- Directed by: Jasna Krajinovic
- Written by: Jasna Krajinovic
- Produced by: Julie Esparbes
- Cinematography: Eve Duchemin, Kinan Massarani, Julien Gidoin
- Edited by: Marie-Hélène Mora, Julien Contreau
- Production companies: Alter Ego Production Clin d'œil
- Distributed by: ANDANA FILMS
- Release date: April 6, 2025 (Visions du Réel);
- Running time: 80 minutes
- Countries: Belgium, France
- Language: Kurdish

= Rashid, the Boy from Sinjar =

2025 documentary film by Jasna Krajinovic

Rashid, the Boy from Sinjar is a 2025 Belgian-French Documentary Film by Jasna Krajinovic, a Slovenian-born filmmaker who has lived and worked in Belgium since 1999. The film premiered in 2025 at the Visions du Réel and was screened in Germany in May 2025 at the Munich International Documentary Film Festival. It is scheduled for screening in June 2025 Bologna at the Biografilm film festival.

== Plot ==
Beginning in 2020, the filmmakers follow several years in the life of a young Yazidis named Rashid, who was kidnapped by members of the Islamic State (IS) in 2014. Along with other members of his immediate family he was taken from his hometown of Sinjar in Iraq to a prison in Syria until his father was able to locate them and arrange for their release.

In the opening scene Rashid's grandmother narrates the creation story of the world while a film camera captures the images of the a city reduced to rubble. This introduction includes the rhetorical question of why the Yazidis are subject again and again to genocides, a question which overshadows the film's narrative until the end.

Sitting at home in 2020, Rashid, a teenager in the grips of puberty (though his exact age is not given), begins to tell the filmmakers about the years spent in captivity by drawing the house of his grandparents with whom he and his family had been living prior to the IS invasion. His grandfather, whom Rashid had been very close to, was one of the first to be killed at the beginning of the Yazidi genocide on 3. August 2014. Rashid, his four siblings, his mother and stepmother were captured by members of the ISIS and bussed to Syria, where they were kept in an underground prison, often enduring threats and beatings. He displays a photograph of the family which the ISIS posted on Facebook, a method used to sell captive families. His youngest sister, three-year-old Raishin, was taken away from her mother in captivity. Throughout the film her loss is constantly mourned, but they never stop hoping for her return. Some years later, the family received a ransom request which turned out to be an attempt at extortion, a false lead.

The film follows the daily routines of Rashid and his family at home and at work in their bakery in Sinjar. The grandmother recalls their happier past lives and shows family photographs. When Rashid's mother plans to enroll him and his sister in school again—he had attended primary school before being abducted—they are visited by a school representative who tests their knowledge of Kurdisch and Arabic. Rashid mixes the languages together and is reluctant to read aloud. Despite his mother's plans for his schooling, Rashid considers seeking work at a bakery in the city of Sulaymaniyah although his family does not want him to leave home. During a phone call with an uncle who had emigrated to Canada over two years earlier, Rashid learns of the hurdles involved if he were to leave Iraq.

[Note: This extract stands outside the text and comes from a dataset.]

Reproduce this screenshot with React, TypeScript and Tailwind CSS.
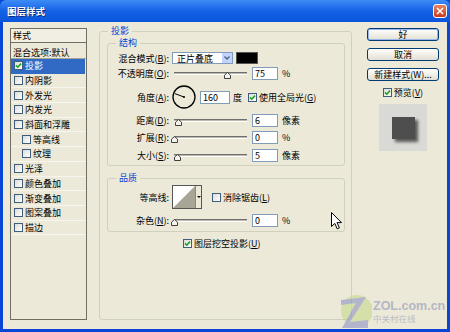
import React from "react";

const FONT = "font-['Noto_Sans_CJK_SC','Noto_Sans',sans-serif]";

function Check({ checked }: { checked?: boolean }) {
  return (
    <span className="flex h-[9px] w-[9px] shrink-0 items-center justify-center border border-[#3f5d7d] bg-gradient-to-br from-[#dcdcd7] to-white">
      {checked && (
        <svg viewBox="0 0 7 7" className="h-[7px] w-[7px]">
          <path d="M1 3.4 L2.8 5.2 L6 1.6" stroke="#21a121" strokeWidth="1.6" fill="none" />
        </svg>
      )}
    </span>
  );
}

function Group({ title, className, children }: { title: string; className: string; children: React.ReactNode }) {
  return (
    <div className={"relative rounded-[3px] border border-[#d0d0bf] " + className}>
      <span className="absolute left-[8px] top-[-7px] bg-[#ece9d8] px-[3px] leading-[12px] text-[#0046d5]">{title}</span>
      {children}
    </div>
  );
}

function Label({ children }: { children: React.ReactNode }) {
  return <span className="w-[63px] shrink-0 pr-[2px] text-right leading-none">{children}</span>;
}

function Field({ value, className = "w-[26px]" }: { value: string; className?: string }) {
  return (
    <div className={"flex h-[13px] shrink-0 items-center border border-[#7f9db9] bg-white pl-[2px] leading-none " + className}>
      {value}
    </div>
  );
}

function Slider({ thumb }: { thumb: string }) {
  return (
    <div className="relative h-[13px] w-[76px] shrink-0">
      <div className="absolute left-[3px] right-0 top-[5px] h-[3px] border-b border-t border-b-white border-t-[#6f6f6f] bg-[#bdbaad]" />
      <svg viewBox="0 0 7 7" className={"absolute top-[5px] h-[7px] w-[7px] " + thumb}>
        <path d="M3.5 0.5 L6.5 3.2 L6.5 6.5 L0.5 6.5 L0.5 3.2 Z" fill="#f4f3ee" stroke="#404040" strokeWidth="1" />
      </svg>
    </div>
  );
}

function SliderRow({ label, thumb, value, unit }: { label: React.ReactNode; thumb: string; value: string; unit: string }) {
  return (
    <div className="flex h-[13px] items-center">
      <Label>{label}</Label>
      <Slider thumb={thumb} />
      <Field value={value} className="ml-[5px] w-[26px]" />
      <span className="ml-[4px] leading-none">{unit}</span>
    </div>
  );
}

const items = [
  { label: "投影", checked: true, selected: true },
  { label: "内阴影" },
  { label: "外发光" },
  { label: "内发光" },
  { label: "斜面和浮雕" },
  { label: "等高线", sub: true },
  { label: "纹理", sub: true },
  { label: "光泽" },
  { label: "颜色叠加" },
  { label: "渐变叠加" },
  { label: "图案叠加" },
  { label: "描边" },
];

function StyleList() {
  return (
    <div className="flex h-[292px] w-[77px] shrink-0 flex-col border border-[#716f64] bg-[#ece9d8]">
      <div className="flex h-[14px] items-center border-b border-[#716f64] bg-[#f1efe4] pl-[2px] leading-none">样式</div>
      <div className="flex h-[16px] items-center border-b border-[#a7a595] pl-[2px] pt-[3px] leading-none">混合选项:默认</div>
      {items.map((it) => (
        <div
          key={it.label}
          className={
            "flex h-[14.7px] items-center gap-[2px] border-b leading-none " +
            (it.sub ? "pl-[11px] " : "pl-[3px] ") +
            (it.selected ? "mr-[1px] border-[#316ac5] bg-[#316ac5] text-white" : "border-[#f6f5ef]")
          }
        >
          <Check checked={it.checked} />
          <span>{it.label}</span>
        </div>
      ))}
    </div>
  );
}

function Dial() {
  return (
    <svg viewBox="0 0 24 24" className="ml-[1px] h-[24px] w-[24px] shrink-0">
      <circle cx="12" cy="12" r="11" fill="none" stroke="#000" strokeWidth="1.3" />
      <line x1="12" y1="12" x2="2.8" y2="8.6" stroke="#000" strokeWidth="1" />
      <circle cx="12" cy="12" r="1" fill="#000" />
    </svg>
  );
}

function Button({ children, primary }: { children: React.ReactNode; primary?: boolean }) {
  return (
    <button
      className={
        "flex h-[13px] w-[72px] items-center justify-center rounded-[3px] border border-[#003c74] bg-gradient-to-b from-white to-[#e3e0d2] leading-none " +
        (primary ? "shadow-[inset_0_0_0_1px_#9ab8ee]" : "")
      }
    >
      {children}
    </button>
  );
}

export default function App() {
  return (
    <div className={"relative flex h-[332px] w-[450px] flex-col overflow-hidden bg-[#0a46d6] text-[9px] text-black " + FONT}>
      <div className="flex h-[22px] shrink-0 items-center rounded-t-[6px] bg-gradient-to-b from-[#3d8cf5] via-[#1462e6] to-[#0b55dc] pl-[7px] pr-[3px]">
        <span className="text-[9.5px] font-bold text-white [text-shadow:1px_1px_0_#0a2a80]">图层样式</span>
        <span className="ml-auto flex h-[14px] w-[14px] items-center justify-center rounded-[3px] border border-white bg-gradient-to-b from-[#e8825e] to-[#c9391a]">
          <svg viewBox="0 0 8 8" className="h-[8px] w-[8px]">
            <path d="M1 1 L7 7 M7 1 L1 7" stroke="#fff" strokeWidth="1.6" />
          </svg>
        </span>
      </div>

      <div className="mx-[3px] mb-[3px] flex flex-1 bg-[#ece9d8] pl-[7px] pt-[6px]">
        <StyleList />

        <Group title="投影" className="ml-[12px] mt-[3px] flex h-[289px] w-[253px] flex-col pl-[7px] pr-[6px] pt-[11px]">
          <Group title="结构" className="flex h-[123px] flex-col pt-[8px]">
            <div className="flex h-[12px] items-center">
              <Label>
                混合模式(<u>B</u>):
              </Label>
              <div className="ml-[1px] flex h-[12px] w-[61px] items-center border border-[#7f9db9] bg-white pl-[4px] leading-none">
                <span>正片叠底</span>
                <span className="ml-auto flex h-full w-[10px] items-center justify-center bg-[#c3d3fd]">
                  <svg viewBox="0 0 6 4" className="h-[4px] w-[6px]">
                    <path d="M0.5 0.5 L3 3 L5.5 0.5" stroke="#4d6185" strokeWidth="1.3" fill="none" />
                  </svg>
                </span>
              </div>
              <span className="ml-[3px] h-[12px] w-[22px] border border-[#555] bg-black" />
            </div>
            <div className="mt-[3px]">
              <SliderRow label={<>不透明度(<u>O</u>):</>} thumb="left-[53px]" value="75" unit="%" />
            </div>
            <div className="mt-[5px] flex h-[24px] items-center">
              <Label>
                角度(<u>A</u>):
              </Label>
              <Dial />
              <Field value="160" className="ml-[4px] w-[30px]" />
              <span className="ml-[3px] leading-none">度</span>
              <span className="ml-[6px]">
                <Check checked />
              </span>
              <span className="ml-[2px] leading-none">
                使用全局光(<u>G</u>)
              </span>
            </div>
            <div className="mt-[5px]">
              <SliderRow label={<>距离(<u>D</u>):</>} thumb="left-[4px]" value="6" unit="像素" />
            </div>
            <div className="mt-[4px]">
              <SliderRow label={<>扩展(<u>R</u>):</>} thumb="left-0" value="0" unit="%" />
            </div>
            <div className="mt-[5px]">
              <SliderRow label={<>大小(<u>S</u>):</>} thumb="left-[3px]" value="5" unit="像素" />
            </div>
          </Group>

          <Group title="品质" className="mt-[12px] flex h-[54px] flex-col pt-[6px]">
            <div className="flex h-[24px] items-center">
              <Label>等高线:</Label>
              <div className="ml-[1px] flex h-[24px] w-[30px] border border-[#555] bg-white">
                <svg viewBox="0 0 22 22" className="h-full w-[22px]" preserveAspectRatio="none">
                  <path d="M0 22 L22 0 L22 22 Z" fill="#a8a496" />
                </svg>
                <span className="flex flex-1 items-center justify-center border-l border-[#888] bg-[#ece9d8]">
                  <svg viewBox="0 0 4 2" className="h-[2px] w-[4px]">
                    <path d="M0 0 L4 0 L2 2 Z" fill="#000" />
                  </svg>
                </span>
              </div>
              <span className="ml-[10px]">
                <Check />
              </span>
              <span className="ml-[2px] leading-none">
                消除锯齿(<u>L</u>)
              </span>
            </div>
            <div className="mt-[5px]">
              <SliderRow label={<>杂色(<u>N</u>):</>} thumb="left-0" value="0" unit="%" />
            </div>
          </Group>

          <div className="ml-[76px] mt-[7px] flex items-center gap-[2px] leading-none">
            <Check checked />
            <span>
              图层挖空投影(<u>U</u>)
            </span>
          </div>
        </Group>

        <div className="ml-[15px] flex w-[72px] flex-col items-center">
          <Button primary>好</Button>
          <div className="mt-[7px]">
            <Button>取消</Button>
          </div>
          <div className="mt-[7px]">
            <Button>新建样式(W)...</Button>
          </div>
          <div className="mt-[7px] flex items-center gap-[2px] leading-none">
            <Check checked />
            <span>
              预览(<u>V</u>)
            </span>
          </div>
          <div className="mt-[7px] flex h-[47px] w-[48px] items-center justify-center bg-[#d9d9d6]">
            <div className="h-[22px] w-[23px] bg-[#4e4e4e] shadow-[3px_3px_3px_rgba(0,0,0,0.6)]" />
          </div>
        </div>
      </div>

      {/* mouse pointer */}
      <svg viewBox="0 0 12 18" className="absolute left-[331px] top-[212px] h-[18px] w-[12px]">
        <path d="M0.5 0.5 L0.5 14.5 L3.8 11.4 L6.2 16.8 L8.4 15.8 L6 10.6 L10.5 10.6 Z" fill="#fff" stroke="#000" strokeWidth="1" />
      </svg>

      {/* watermark */}
      <div className="pointer-events-none absolute left-[338px] top-[292px] flex items-center opacity-60">
        <svg viewBox="0 0 34 38" className="h-[38px] w-[34px]">
          <circle cx="19" cy="19" r="16" fill="#c7d98a" />
          <path d="M3 8 L28 5 L12 30 L30 28 L30 36 L4 36 L18 11 L3 13 Z" fill="#8d93c4" />
        </svg>
        <div className="ml-[1px] flex flex-col leading-none">
          <span className="font-['Liberation_Sans',sans-serif] text-[12.5px] font-bold text-[#8f96b8]">ZOL.com.cn</span>
          <span className="mt-[2px] text-[8.5px] text-[#9aa0ba]">中关村在线</span>
        </div>
      </div>
    </div>
  );
}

With a group of friends his own age, Rashid walks through the streets of Sinjar, talking about where they used to live and taking photos of their former homes. They warn each other to observe the markings and avoid the mines. In the evening they look up at the night sky and talk about the constellations and whether to stay or leave Sinjar. Despite the appearance of living in a normal community—they wear the same clothes and talk the same way that teenagers do all over the world—and their wish to live at peace in their homeland, the young people know that their circumstances are still precarious. As a minority greatly outnumbered by Muslims and subject to attacks by Turkish drones, the Yazidis do not feel safe in Sinjar. On the day of remembrance marking the beginning of the genocide, the community gathers together with candles and family photos to commemorate and mourn their dead and missing family members. Rashid gives an interview to the press about his hopes and dreams for a safer future.

Rashid recounts going to Mosul one year earlier to get a new passport. There he was suddenly confronted on the street by a man who greeted him by name. It was one of the IS jailers from their years of captivity. The man disappears quickly, but Rashid is shaken by this experience and changes his mind about wanting to stay in Iraq.

In the course of the year, Rashid's mother enters a program for the former captives of IS that will arrange for her to emigrate to Australia with her children. Rashid's father, stepmother and half-sister, as well as his grandmother, remain in Sinjar. The film closes with an emotional scene of the five of them taking their leave from family, neighbors and friends and driving to the airport.

In the closing notes of the film, the viewer learns that Raishin, who would now be a teenager, is one of 2763 hostages who have still not been returned, and that the 18-year-old Rashid is one of 300,000 Yazidis who have emigrated from Iraq since 2014.

At the 2025 Munich International Documentary Film Festival the film won the prize DOK.horizonte – Cinema of Urgency as well as the DOK.fest Preis der SOS-Kinderdörfer weltweit.